The 110 local tracks that Katen located did not all exist at once. There was an ebb and flow. One track would disappear if a better one opened, or if the soil wasn't good. The first racetrack built after the war, in a cornfield near Marion, lasted only a year because race goers could watch from the surrounding hillsides without paying admission. A track near Charlottesville closed when the owner was killed on the highway. The Galax fairground was in town, where the incredible noise of powerful cars was not welcome. Tracks that lasted were those that could adapt. Changes included improvements and new events. Some tracks were shortened to make the racing more exciting and others became figure 8s for the same reason.

All the drivers knew each other. They raced the circuits together and still attend old time dirt race meetings. The second time Katen attended the annual meeting of the Virginia Carolina Old Time Dirt Racer's Association in Danville, he gave a PowerPoint presentation about his research to date on the Virginia speedways. "It was graciously received by the members and they have enthusiastically supported my research and provided significant documentation of the early racing landscape of Virginia," Katen says.

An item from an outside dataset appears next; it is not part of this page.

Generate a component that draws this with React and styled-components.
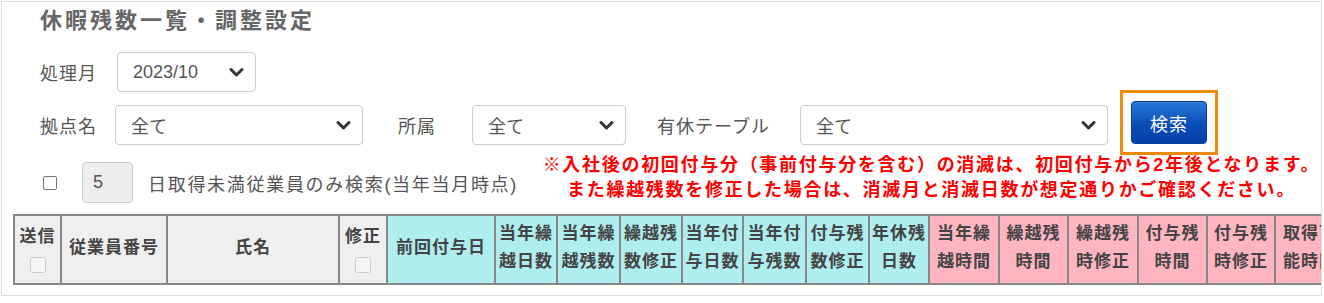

While many NASCAR drivers from Virginia began their careers at small, local tracks, such tracks were not a training system, like minor league baseball, says Katen. "They were a venue for serious local competition, where your friends and family went racing.

"There is a perception that racing is on the perimeter, but if you talk to Virginians from this part of the state, you will learn that everyone's family used to go to the races," says Katen. "The remaining Virginia speedways are landscapes of community pride, social intercourse, ritual, and entertainment. They are a significant contemporary layer of the Virginia landscape, with historical importance and significant economic impact."

Katen says it is a history that has tremendous potential in terms of tourism, when you look at the popularity of racing. There are initiatives in South Boston and Stuart to have racing museums, he says. "The racetrack in Martinsville is important to the economy. A lot of people travel there to see those events.

"A lot of local guys who traveled the early racing circuits have a keen sense that they were a part of something important, which became today's NASCAR. There is a camaraderie and sense of pride. The drivers are fierce competitors and great friends," says Katen. "And to the fans, they are heroes."